A recent case published in the New England Journal of Medicine reports on a patient diagnosed with glandular tularemia, an infection that was likely transmitted by his cat.
The 68-year-old patient reported having a fever for 1 week followed by progressive, painful swelling on the right side of his neck for 2 months. The symptoms had started 2 days after his outdoor cat had died from what was believed to be feline leukemia, however laboratory testing had not been conducted to confirm the diagnosis.
During the physical examination, it was noted that the patient had 3 erythematous, tender lymph nodes.
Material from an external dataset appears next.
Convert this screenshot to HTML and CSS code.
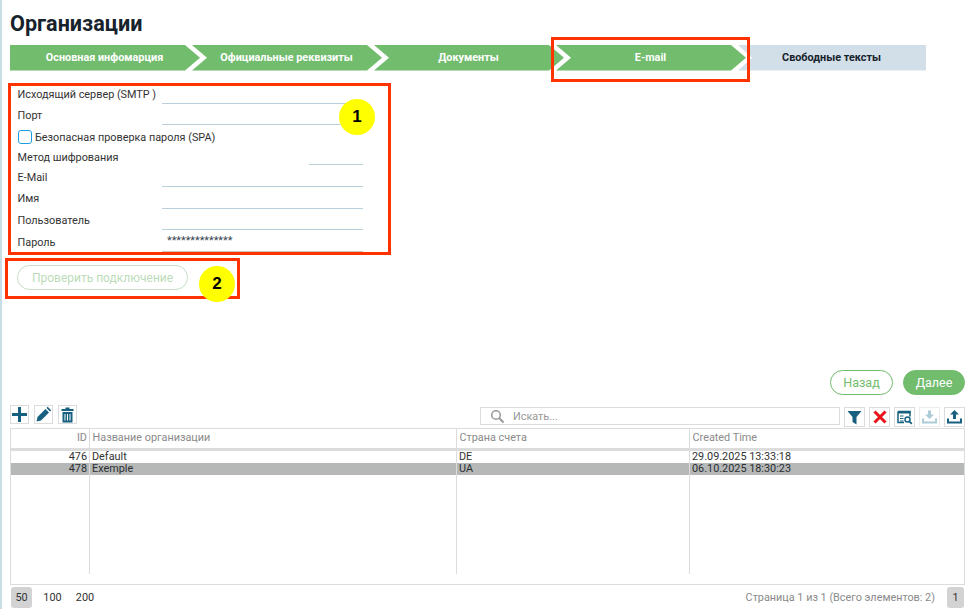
FILE: index.html
```html
<!DOCTYPE html>
<html lang="ru">
<head>
<meta charset="utf-8">
<title>Организации</title>
<link rel="stylesheet" href="styles.css">
</head>
<body>
<div class="page">
  <h1 class="title">Организации</h1>
  <div class="steps">
    <div class="step step-first">Основная инфомарция</div>
    <div class="step">Официальные реквизиты</div>
    <div class="step">Документы</div>
    <div class="step">E-mail</div>
    <div class="step step-last">Свободные тексты</div>
  </div>
  <form class="form">
    <div class="row r1"><label class="lbl">Исходящий сервер (SMTP )</label><span class="field"></span></div>
    <div class="row r2"><label class="lbl">Порт</label><span class="field"></span></div>
    <div class="row r3"><span class="check"></span><label class="lbl-check">Безопасная проверка пароля (SPA)</label></div>
    <div class="row r4"><label class="lbl">Метод шифрования</label><span class="field field-short"></span></div>
    <div class="row r5"><label class="lbl">E-Mail</label><span class="field"></span></div>
    <div class="row r6"><label class="lbl">Имя</label><span class="field"></span></div>
    <div class="row r7"><label class="lbl">Пользователь</label><span class="field"></span></div>
    <div class="row r8"><label class="lbl">Пароль</label><span class="field field-pass">**************</span></div>
  </form>
  <button class="btn-test" type="button">Проверить подключение</button>
  <div class="nav">
    <button class="btn btn-back" type="button">Назад</button>
    <button class="btn btn-next" type="button">Далее</button>
  </div>
  <div class="toolbar">
    <div class="tools-left">
      <span class="tool"><svg width="17" height="17" viewBox="0 0 17 17"><path d="M7 1h3v6h6v3h-6v6H7v-6H1V7h6z" fill="#17607f"/></svg></span>
      <span class="tool"><svg width="17" height="17" viewBox="0 0 17 17"><path d="M1.500 15.500l1-4.500 8-8 3.500 3.500-8 8zM11.500 2l1.200-1.200 3.500 3.500L15 5.500z" fill="#17607f"/></svg></span>
      <span class="tool"><svg width="15" height="16" viewBox="0 0 15 16"><path d="M5.500 0.500h4v1.500h4v2h-12v-2h4zM2.500 5h10v10.500h-10z" fill="#17607f"/><path d="M5 7v6.500M7.500 7v6.500M10 7v6.500" stroke="#fff" stroke-width="1"/></svg></span>
    </div>
    <div class="tools-right">
      <div class="search">
        <svg width="15" height="15" viewBox="0 0 15 15"><circle cx="6" cy="6" r="4.300" fill="none" stroke="#9a9a9a" stroke-width="1.600"/><path d="M9.300 9.300l4.200 4.200" stroke="#9a9a9a" stroke-width="2"/></svg>
        <span class="search-text">Искать...</span>
      </div>
      <span class="tool-s"><svg width="15" height="15" viewBox="0 0 15 15"><path d="M0.500 1h14l-5 6v7.500l-4-2.500V7z" fill="#17607f"/></svg></span>
      <span class="tool-s"><svg width="14" height="14" viewBox="0 0 14 14"><path d="M1.500 1.500l11 11M12.500 1.500l-11 11" stroke="#e8141c" stroke-width="3"/></svg></span>
      <span class="tool-s"><svg width="16" height="15" viewBox="0 0 16 15"><path d="M1 1.500h12v5M1 1.500v11h6" fill="none" stroke="#17607f" stroke-width="1.500"/><path d="M1 1h12.500v2.500H1z" fill="#17607f"/><path d="M3 6h3.500M3 8.500h3.500M3 11h3.500" stroke="#17607f" stroke-width="1.200"/><circle cx="10.500" cy="9.500" r="2.500" fill="none" stroke="#17607f" stroke-width="1.500"/><path d="M12.300 11.300l2.500 2.500" stroke="#17607f" stroke-width="1.800"/></svg></span>
      <span class="tool-s tool-off"><svg width="15" height="14" viewBox="0 0 15 14"><path d="M6 0.500h3v4h3l-4.500 4.500-4.500-4.500h3z" fill="#aecbd8"/><path d="M1 8.500v4h13v-4" fill="none" stroke="#aecbd8" stroke-width="2"/></svg></span>
      <span class="tool-s"><svg width="15" height="14" viewBox="0 0 15 14"><path d="M6 9h3v-4.500h3l-4.500-4.500-4.500 4.500h3z" fill="#17607f"/><path d="M1 8.500v4h13v-4" fill="none" stroke="#17607f" stroke-width="2"/></svg></span>
    </div>
  </div>
  <div class="grid">
    <div class="grow ghead">
      <div class="cell num">ID</div><div class="cell">Название организации</div><div class="cell">Страна счета</div><div class="cell">Created Time</div>
    </div>
    <div class="grow gdata">
      <div class="cell num">476</div><div class="cell">Default</div><div class="cell">DE</div><div class="cell">29.09.2025 13:33:18</div>
    </div>
    <div class="grow gdata gsel">
      <div class="cell num">478</div><div class="cell">Exemple</div><div class="cell">UA</div><div class="cell">06.10.2025 18:30:23</div>
    </div>
    <div class="grow gfill">
      <div class="cell"></div><div class="cell"></div><div class="cell"></div><div class="cell"></div>
    </div>
  </div>
  <div class="pager">
    <div class="sizes"><span class="size size-on">50</span><span class="size">100</span><span class="size">200</span></div>
    <div class="pages"><span class="pinfo">Страница 1 из 1 (Всего элементов: 2)</span><span class="pnum">1</span></div>
  </div>
</div>
<div class="mark m1"></div>
<div class="mark m2"></div>
<div class="mark m3"></div>
<div class="badge b1">1</div>
<div class="badge b2">2</div>
</body>
</html>
```
FILE: styles.css
```css
* { box-sizing: border-box; }
html, body { margin: 0; padding: 0; }
body {
  width: 970px;
  height: 609px;
  overflow: hidden;
  background: #fff;
  font-family: Roboto, "Liberation Sans", sans-serif;
  font-size: 10.850px;
  color: #333;
  position: relative;
}
.page {
  height: 609px;
  border-left: 2px solid #c8dde6;
  padding: 0 5px 0 8px;
  display: flex;
  flex-direction: column;
}
.title {
  margin: 0;
  height: 45px;
  padding-top: 11px;
  font-size: 21.600px;
  line-height: 26px;
  font-weight: 700;
  color: #16222c;
}
.steps { display: flex; height: 26px; }
.step {
  width: 190px;
  margin-right: -8px;
  height: 25.500px;
  padding-right: 1px;
  background: #71bc6d;
  color: #fff;
  font-weight: 700;
  font-size: 10.850px;
  line-height: 25px;
  text-align: center;
  clip-path: polygon(0 0, 175px 0, 190px 50%, 175px 100%, 0 100%, 15px 50%);
}
.step-first { clip-path: polygon(0 0, 175px 0, 190px 50%, 175px 100%, 0 100%); }
.step-last {
  width: 188px;
  margin-right: 0;
  background: #d3dfe8;
  color: #16222c;
  clip-path: polygon(0 0, 100% 0, 100% 100%, 0 100%, 14px 50%);
}
.form { margin-top: 12px; height: 170px; padding-left: 7.500px; }
.row { display: flex; position: relative; color: #333; }
.lbl { width: 144.500px; flex: none; line-height: 14px; }
.lbl-check { margin-left: 3.500px; line-height: 14px; padding-top: 6px; }
.field {
  width: 201px;
  flex: none;
  border-bottom: 1px solid #b9d0dc;
}
.field-short { width: 54px; margin-left: 147px; }
.field-pass {
  padding-left: 5px;
  line-height: 15px;
  padding-top: 3px;
  border-bottom-color: #c8c8c8;
  color: #34414d;
}
.r1 { height: 21px; }
.r2 { height: 21px; }
.r3 { height: 20px; align-items: flex-start; }
.r4 { height: 20px; }
.r5 { height: 22px; }
.r6 { height: 22px; }
.r7 { height: 21px; }
.r8 { height: 22px; }
.r1 .lbl { padding-top: 5px; }
.r2 .lbl { padding-top: 5px; }
.r4 .lbl { padding-top: 6px; }
.r5 .lbl { padding-top: 6px; }
.r6 .lbl { padding-top: 5px; }
.r7 .lbl { padding-top: 5px; }
.r8 .lbl { padding-top: 6px; }
.check {
  width: 14px;
  height: 14px;
  margin-top: 5px;
  border: 1px solid #1c9ee0;
  border-radius: 3px;
  background: #fff;
  flex: none;
}
.btn-test {
  align-self: flex-start;
  margin: 12px 0 0 7px;
  width: 171px;
  height: 25px;
  padding: 0;
  background: #fff;
  border: 1px solid #c6dfc4;
  border-radius: 13px;
  color: #bcdcb9;
  font: 400 12px Roboto, sans-serif;
}
.nav { display: flex; justify-content: flex-end; gap: 10px; margin-top: 80px; }
.btn {
  width: 62px;
  height: 25px;
  padding: 0;
  border-radius: 13px;
  border: 1px solid #71bc6d;
  font: 400 12.500px Roboto, sans-serif;
}
.btn-back { width: 63px; background: #fff; color: #71bc6d; }
.btn-next { background: #71bc6d; color: #fff; }
.toolbar { display: flex; justify-content: space-between; margin-top: 10px; height: 23px; }
.tools-left { display: flex; gap: 5px; height: 19px; }
.tool {
  width: 19px;
  height: 19px;
  border: 1px solid #dcdcdc;
  display: flex;
  align-items: center;
  justify-content: center;
}
.tools-right { display: flex; gap: 4px; padding-top: 2px; align-items: flex-start; }
.search {
  width: 360px;
  height: 18px;
  border: 1px solid #dcdcdc;
  display: flex;
  align-items: center;
  padding-left: 9px;
  color: #999;
}
.search-text { margin-left: 8px; }
.tool-s {
  width: 21px;
  height: 20px;
  border: 1px solid #dcdcdc;
  display: flex;
  align-items: center;
  justify-content: center;
}
.tool-off { border-color: #ececec; }
.grid {
  width: 955px;
  height: 157px;
  border: 1px solid #dcdcdc;
  display: flex;
  flex-direction: column;
}
.grow { display: grid; grid-template-columns: 79px 367px 233px 1fr; }
.cell { padding-left: 2px; border-right: 1px solid #dcdcdc; white-space: nowrap; }
.cell:last-child { border-right: 0; }
.num { text-align: right; padding: 0 2px 0 0; }
.ghead { height: 22px; border-bottom: 3px solid #dcdcdc; color: #8a8a8a; line-height: 18px; }
.ghead .cell { padding-left: 2.500px; }
.ghead .num { padding: 0 2px 0 0; }
.gdata { height: 12px; line-height: 11px; color: #333; }
.gsel { background: #b5b8b7; color: #2a2f33; margin-top: 0; }
.gfill { height: 99px; }
.pager { display: flex; justify-content: space-between; margin-top: 2px; padding: 0 1px; }
.sizes { display: flex; align-items: center; }
.size { width: 21px; height: 21px; line-height: 21px; text-align: center; margin-right: 11.500px; color: #333; }
.size-on { background: #d3d3d3; border-radius: 3px; margin-right: 10px; }
.pages { display: flex; align-items: center; }
.pinfo { color: #8a8a8a; margin-right: 12px; }
.pnum { width: 17px; height: 21px; line-height: 21px; text-align: center; background: #d3d3d3; border-radius: 3px; }
.mark { position: absolute; border: 3px solid #ff3300; }
.m1 { left: 8px; top: 83px; width: 383px; height: 172px; }
.m2 { left: 5px; top: 258px; width: 235px; height: 41px; }
.m3 { left: 551px; top: 37px; width: 199px; height: 45px; }
.badge {
  position: absolute;
  width: 36px;
  height: 36px;
  border-radius: 50%;
  background: #ffff00;
  color: #000;
  font: 700 17px/36px "Liberation Sans", sans-serif;
  text-align: center;
}
.b1 { left: 339px; top: 99px; }
.b2 { left: 199px; top: 266px; }
```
Serologic testing was conducted and revealed the patient was positive for Francisella tularensis, a Gram-negative coccobacillus that is transmitted to humans by infected animals. “Domestic cats can become infected through the consumption of infected prey and can transmit the bacteria to humans,” explained the authors. The patient reported he had been administering medication to his cat at the time of its illness.
Depending on how the bacteria enter the body, the signs and symptoms of tularemia can vary and illness can range from mild to life-threatening. The most common form of tularemia is ulceroglandular, in which case a skin ulcer appears at the site of bacterial entry. Glandular tularemia is similar to ulceroglandular tularemia but without the presence of an ulcer. Antibiotics used to treat tularemia include streptomycin, gentamicin, doxycycline, and ciprofloxacin.
Within 5 days of receiving doxycycline, the patient’s lesions improved; resolution of symptoms occurred within 3 weeks of treatment (the patient was treated for a total of 4 weeks).